A 0.96pJ/SOP, 30.23K-neuron/mm^2 Heterogeneous Neuromorphic Chip With Fullerene-like Interconnection Topology for Edge-AI Computing
P. J. Zhou, Q. Yu, M. Chen, Y. C. Wang, L. W. Meng, Y. Zuo, N. Ning, Y. Liu, S. G. Hu, G. C. Qiao
TL;DR
This paper tackles the challenge of designing energy-efficient, flexible edge-AI hardware by integrating a heterogeneous neuromorphic processor with a RISC-V CPU on a 55 nm SoC. It introduces core innovations including a ZSPE/SPE-based neuromorphic core with spike sparsity, partial membrane potential updates, and non-uniform weight quantization, plus a fullerene-like NoC with multi-mode CMRouters and tight CPU coupling via an extended neuromorphic unit.
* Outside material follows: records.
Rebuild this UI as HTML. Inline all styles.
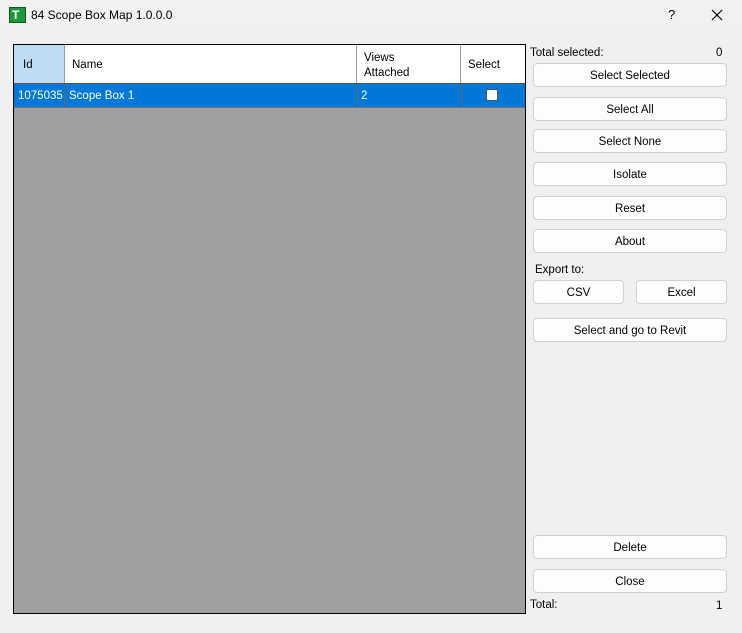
<!DOCTYPE html>
<html><head><style>
*{box-sizing:border-box;margin:0;padding:0}
body{width:742px;height:633px;background:#f0f0f0;font-family:"Liberation Sans",sans-serif;font-size:11.5px;color:#000;position:relative;overflow:hidden}
.a{position:absolute}
.title{left:0;top:0;width:742px;height:31px;background:#f3f0f0}
.btn{position:absolute;background:#fdfdfd;border:1px solid #d0d0d0;border-radius:4px;text-align:center;line-height:24px;height:24px}
.hd{position:absolute;top:0;height:38px;border-right:1px solid #999;background:#fff}
</style></head><body>
<div class="a title"></div>
<div class="a" style="left:9px;top:7px;width:17px;height:16px;background:#1c9a3b;border:1px solid #0c5a20"></div>
<div class="a" style="left:12px;top:9px;color:#fff;font-weight:bold;font-size:12px;line-height:12px">T</div>
<div class="a" style="left:31px;top:8px;font-size:12px">84 Scope Box Map 1.0.0.0</div>
<div class="a" style="left:668px;top:7px;font-size:13px">?</div>
<svg class="a" style="left:711px;top:9px" width="12" height="12"><path d="M1 1L11 11M11 1L1 11" stroke="#000" stroke-width="1.2"/></svg>
<div class="a" style="left:13px;top:44px;width:513px;height:570px;background:#a0a0a0;border:1px solid #000">
 <div class="hd" style="left:0;width:51px;background:#bfdcf3;padding:14px 0 0 9px">Id</div>
 <div class="hd" style="left:51px;width:292px;padding:14px 0 0 7px">Name</div>
 <div class="hd" style="left:343px;width:104px;padding:6px 0 0 7px;line-height:15px">Views<br>Attached</div>
 <div class="hd" style="left:447px;width:64px;border-right:none;padding:14px 0 0 7px">Select</div>
 <div class="a" style="left:0;top:38px;width:511px;height:25px;background:#0078d7;border-top:1px solid #555;border-bottom:1px solid #777;color:#fff">
  <div class="a" style="left:4px;top:6px">1075035</div>
  <div class="a" style="left:50px;top:0;height:24px;border-left:1px solid #666"></div>
  <div class="a" style="left:55px;top:6px">Scope Box 1</div>
  <div class="a" style="left:342px;top:0;height:24px;border-left:1px solid #666"></div>
  <div class="a" style="left:347px;top:6px">2</div>
  <div class="a" style="left:446px;top:0;height:24px;border-left:1px solid #666"></div>
  <div class="a" style="left:472px;top:5px;width:12px;height:12px;background:#fff;border:1px solid #555;border-radius:2px"></div>
 </div>
</div>
<div class="a" style="left:530px;top:47px">Total selected:</div>
<div class="a" style="left:716px;top:47px">0</div>
<div class="btn" style="left:533px;top:63px;width:194px">Select Selected</div>
<div class="btn" style="left:533px;top:97px;width:194px">Select All</div>
<div class="btn" style="left:533px;top:129px;width:194px">Select None</div>
<div class="btn" style="left:533px;top:162px;width:194px">Isolate</div>
<div class="btn" style="left:533px;top:196px;width:194px">Reset</div>
<div class="btn" style="left:533px;top:229px;width:194px">About</div>
<div class="a" style="left:535px;top:264px">Export to:</div>
<div class="btn" style="left:533px;top:280px;width:91px">CSV</div>
<div class="btn" style="left:636px;top:280px;width:91px">Excel</div>
<div class="btn" style="left:533px;top:318px;width:194px">Select and go to Revit</div>
<div class="btn" style="left:533px;top:535px;width:194px">Delete</div>
<div class="btn" style="left:533px;top:569px;width:194px">Close</div>
<div class="a" style="left:530px;top:599px">Total:</div>
<div class="a" style="left:716px;top:600px">1</div>
</body></html>
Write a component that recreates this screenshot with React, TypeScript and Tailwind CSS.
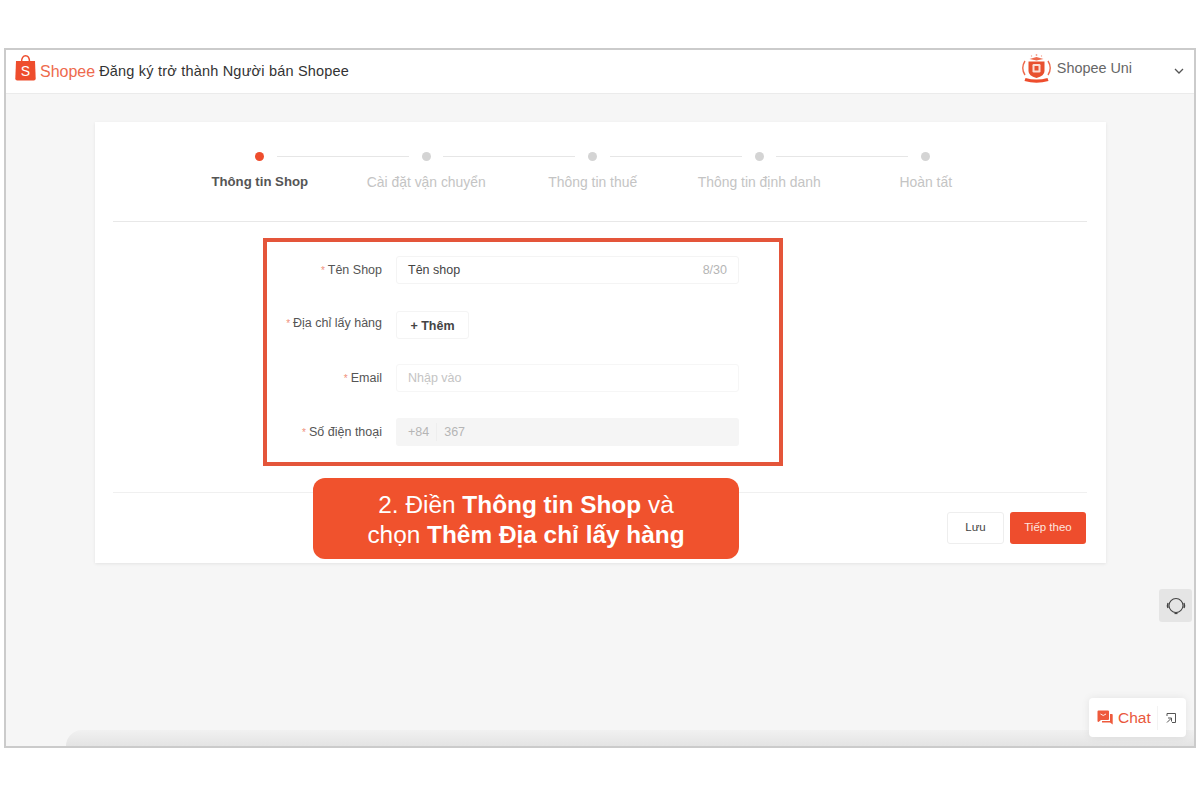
const font = { fontFamily: '"Liberation Sans", Arial, sans-serif' };

function ShopeeBag() {
  return (
    <svg width="21" height="26" viewBox="0 0 21 26" className="shrink-0 mt-[-7px]">
      <path d="M6.5 7 C6.5 2.8 8.3 0.8 10.5 0.8 C12.7 0.8 14.5 2.8 14.5 7" fill="none" stroke="#ee4d2d" strokeWidth="1.5" />
      <path d="M1 6 H20 L20.7 23.5 Q20.7 25.5 18.8 25.5 H2.2 Q0.3 25.5 0.3 23.5 Z" fill="#ee4d2d" />
      <text x="10.5" y="21" textAnchor="middle" fontSize="14" fill="#ffffff" fontFamily="Liberation Sans">S</text>
    </svg>
  );
}

function UniLogo() {
  return (
    <svg width="33" height="30" viewBox="0 0 32 30" className="shrink-0">
      <path d="M4.5 7 Q0 14 4.5 21" fill="none" stroke="#ee6a4d" strokeWidth="1.4" />
      <path d="M27.5 7 Q32 14 27.5 21" fill="none" stroke="#ee6a4d" strokeWidth="1.4" />
      <path d="M9 5 L16 3 L23 5 L16 6.5 Z" fill="#ee6a4d" />
      <circle cx="16" cy="1" r="0.9" fill="#f4a392" />
      <circle cx="11" cy="2" r="0.7" fill="#f4a392" />
      <circle cx="21" cy="2" r="0.7" fill="#f4a392" />
      <path d="M8 7.5 H24 V17 Q24 22 16 24 Q8 22 8 17 Z" fill="#e8502f" />
      <rect x="12" y="10" width="8" height="8.5" rx="1.2" fill="#fbdcd4" />
      <rect x="14" y="12" width="4" height="4.5" rx="0.6" fill="#e8502f" />
      <path d="M5 24 Q16 27 27 24 L28 27 Q16 30.5 4 27 Z" fill="#ee4d2d" />
    </svg>
  );
}

function Step({ label, active }: { label: string; active?: boolean }) {
  return (
    <div className="w-[166.5px] flex flex-col items-center relative shrink-0">
      <div className={active ? "w-[9px] h-[9px] rounded-full bg-[#ee4d2d]" : "w-[9px] h-[9px] rounded-full bg-[#d4d4d4]"} />
      <div className={active ? "mt-[11px] text-[13.2px] leading-[20px] font-bold text-[#555555] whitespace-nowrap" : "mt-[11px] text-[13.9px] leading-[20px] text-[#c4c4c4] whitespace-nowrap"}>
        {label}
      </div>
    </div>
  );
}

function Line() {
  return <div className="absolute top-[4px] left-[100px] w-[132px] h-px bg-[#e6e6e6]" />;
}

function Label({ text, up }: { text: string; up?: boolean }) {
  return (
    <div className={up ? "w-[283px] pr-[14px] mt-[-4px] shrink-0 text-right text-[12.5px] text-[#555555] whitespace-nowrap" : "w-[283px] pr-[14px] shrink-0 text-right text-[12.5px] text-[#555555] whitespace-nowrap"}>
      <span className="text-[#f0917c] text-[10px] mr-[3px]">*</span>
      {text}
    </div>
  );
}

export default function App() {
  const steps = ["Thông tin Shop", "Cài đặt vận chuyển", "Thông tin thuế", "Thông tin định danh", "Hoàn tất"];
  return (
    <div className="w-[1200px] h-[800px] bg-white overflow-hidden pt-[48px] px-[4px]" style={font}>
      <div className="relative w-[1192px] h-[700px] border-2 border-[#cbcbcb] bg-[#f6f6f6] overflow-hidden flex flex-col">
        <header className="h-[44px] shrink-0 bg-white border-b border-[#ebebeb] flex items-center pl-[9px] pr-[10px]">
          <ShopeeBag />
          <span className="ml-[4px] text-[16px] text-[#ee6a4d]">Shopee</span>
          <span className="ml-[4px] text-[14.5px] tracking-[0.2px] text-[#333333]">Đăng ký trở thành Người bán Shopee</span>
          <div className="ml-auto flex items-center mt-[-6px]">
            <UniLogo />
            <span className="ml-[4px] text-[14.4px] text-[#666666]">Shopee Uni</span>
            <svg width="10" height="6" viewBox="0 0 10 6" className="ml-[42px] mt-[5px]">
              <path d="M1 1 L5 5 L9 1" fill="none" stroke="#555555" strokeWidth="1.3" />
            </svg>
          </div>
        </header>

        <main className="flex-1 relative pt-[28px] pl-[89px]">
          <section className="w-[1011px] h-[441px] bg-white shadow-[0_1px_3px_rgba(0,0,0,0.08)] flex flex-col pl-[18px] pr-[19px]">
            <div className="h-[100px] border-b border-[#e8e8e8] shrink-0 pt-[30px] pl-[63.5px] flex">
              {steps.map((s, i) => (
                <div key={s} className="relative">
                  <Step label={s} active={i === 0} />
                  {i < 4 && <Line />}
                </div>
              ))}
            </div>
            <div className="flex-1 flex flex-col pt-[34px]">
              <div className="flex items-center h-[28px]">
                <Label text="Tên Shop" />
                <div className="w-[343px] h-[28px] border border-[#f4f4f4] rounded-[3px] flex items-center justify-between px-[11px] text-[12.5px] text-[#444444]">
                  <span>Tên shop</span>
                  <span className="text-[#b5b5b5]">8/30</span>
                </div>
              </div>
              <div className="flex items-center h-[28px] mt-[27px]">
                <Label text="Địa chỉ lấy hàng" up />
                <div className="w-[73px] h-[28px] border border-[#f4f4f4] rounded-[3px] flex items-center justify-center pt-[2px] text-[12.5px] font-bold text-[#444444]">
                  + Thêm
                </div>
              </div>
              <div className="flex items-center h-[28px] mt-[25px]">
                <Label text="Email" />
                <div className="w-[343px] h-[28px] border border-[#f6f6f6] rounded-[3px] flex items-center px-[11px] text-[12.5px] text-[#c4c4c4]">
                  Nhập vào
                </div>
              </div>
              <div className="flex items-center h-[28px] mt-[26px]">
                <Label text="Số điện thoại" />
                <div className="w-[343px] h-[28px] bg-[#f5f5f5] rounded-[3px] flex items-center px-[12px] text-[12.5px] text-[#b5b5b5]">
                  <span className="pr-[7px] border-r border-[#eeeeee]">+84</span>
                  <span className="ml-[7px]">367</span>
                </div>
              </div>
            </div>
            <div className="h-[71px] shrink-0 border-t border-[#f0f0f0] flex justify-end items-start pt-[19px] pr-[1px] gap-[6px]">
              <div className="w-[57px] h-[32px] border border-[#eeeeee] rounded-[3px] flex items-center justify-center text-[11.5px] text-[#444444]">Lưu</div>
              <div className="w-[76px] h-[32px] bg-[#ee4d2d] rounded-[3px] flex items-center justify-center text-[11.5px] text-[#fde5df]">Tiếp theo</div>
            </div>
          </section>

          <div className="absolute left-[1153px] top-[495px] w-[33px] h-[33px] rounded-[3px] bg-[#e5e5e5] flex items-center justify-center">
            <svg width="20" height="20" viewBox="0 0 20 20">
              <circle cx="10" cy="9.5" r="7" fill="none" stroke="#444444" strokeWidth="1.1" />
              <path d="M2 7 Q1 9.5 2 12 M18 7 Q19 9.5 18 12" fill="none" stroke="#444444" strokeWidth="1.4" />
              <rect x="8.5" y="16.5" width="3" height="1.6" fill="#444444" />
            </svg>
          </div>
        </main>

        <div className="absolute left-[60px] right-0 bottom-0 h-[16px] bg-gradient-to-b from-[#f1f1f1] to-[#e4e4e4] rounded-tl-[34px]" />

        <div className="absolute left-[1083px] top-[648px] w-[97px] h-[39px] bg-white rounded-[4px] shadow-[0_0_8px_rgba(0,0,0,0.08)] flex items-center pl-[8px]">
          <svg width="16" height="15" viewBox="0 0 16 15" className="shrink-0">
            <path d="M1.5 0.5 H11 Q12 0.5 12 1.5 V9 Q12 10 11 10 H4 L1.5 12 Q0.5 12 0.5 11 V1.5 Q0.5 0.5 1.5 0.5 Z" fill="#ee5a3c" />
            <path d="M13 4 H15 Q15.7 4 15.7 5 V14.5 L13 12.5 H5 V11 H13 Z" fill="#ee5a3c" />
            <path d="M3.5 4 Q6.2 7 9 4" fill="none" stroke="#ffffff" strokeWidth="0.9" />
          </svg>
          <span className="ml-[5px] text-[15.5px] text-[#e9583c]">Chat</span>
          <span className="ml-[6px] w-px h-[24px] bg-[#f3f3f3]" />
          <svg width="12" height="12" viewBox="0 0 12 12" className="ml-[7px]">
            <path d="M2 4 V1.5 H10.5 V10.5 H7" fill="none" stroke="#555555" strokeWidth="1" />
            <path d="M2 10.5 L6 6.5 M3 6 H6.5 V9.5" fill="none" stroke="#555555" strokeWidth="1" />
          </svg>
        </div>
      </div>

      <div className="absolute left-[263px] top-[238px] w-[520px] h-[228px] border-[4px] border-[#e4553a]" />
      <div className="absolute left-[313px] top-[478px] w-[426px] h-[81px] pt-[3px] bg-[#f0522d] rounded-[12px] flex flex-col items-center justify-center text-white text-[24.4px] leading-[30px]">
        <div>2. Điền <b>Thông tin Shop</b> và</div>
        <div>chọn <b>Thêm Địa chỉ lấy hàng</b></div>
      </div>
    </div>
  );
}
The resulting chip demonstrates a record energy efficiency of $0.96$ pJ/SOP on NMNIST, a neuron density of $30.23$ K/mm$^2$, and a power density of $0.52$ mW/mm$^2$ on a $5.42$ mm$^2$ die in $55$ nm, while consuming $2.8$–$113$ mW. These results show strong potential for scalable, decentralized on-chip edge-AI computing with significant power and area advantages over prior work.
Abstract
Edge-AI computing requires high energy efficiency, low power consumption, and relatively high flexibility and compact area, challenging the AI-chip design. This work presents a 0.96 pJ/SOP heterogeneous neuromorphic system-on-chip (SoC) with fullerene-like interconnection topology for edge-AI computing. The neuromorphic core integrates different technologies to augment computing energy efficiency, including sparse computing, partial membrane potential updates, and non-uniform weight quantization. Multiple neuromorphic cores and multi-mode routers form a fullerene-like network-on-chip (NoC). The average degree of communication nodes exceeds traditional topologies by 32%, with a minimal degree variance of 0.93, allowing advanced decentralized on-chip communication. Additionally, the NoC can be scaled up through extended off-chip high-level router nodes. A RISC-V CPU and a neuromorphic processor are tightly coupled and fabricated within a 5.42 mm^2 die area under 55 nm CMOS technology. The chip has a low power density of 0.52 mW/mm^2, reducing 67.5% compared to related works, and achieves a high neuron density of 30.23 K/mm^2. Eventually, the chip is demonstrated to be effective on different datasets and achieves 0.96 pJ/SOP energy efficiency.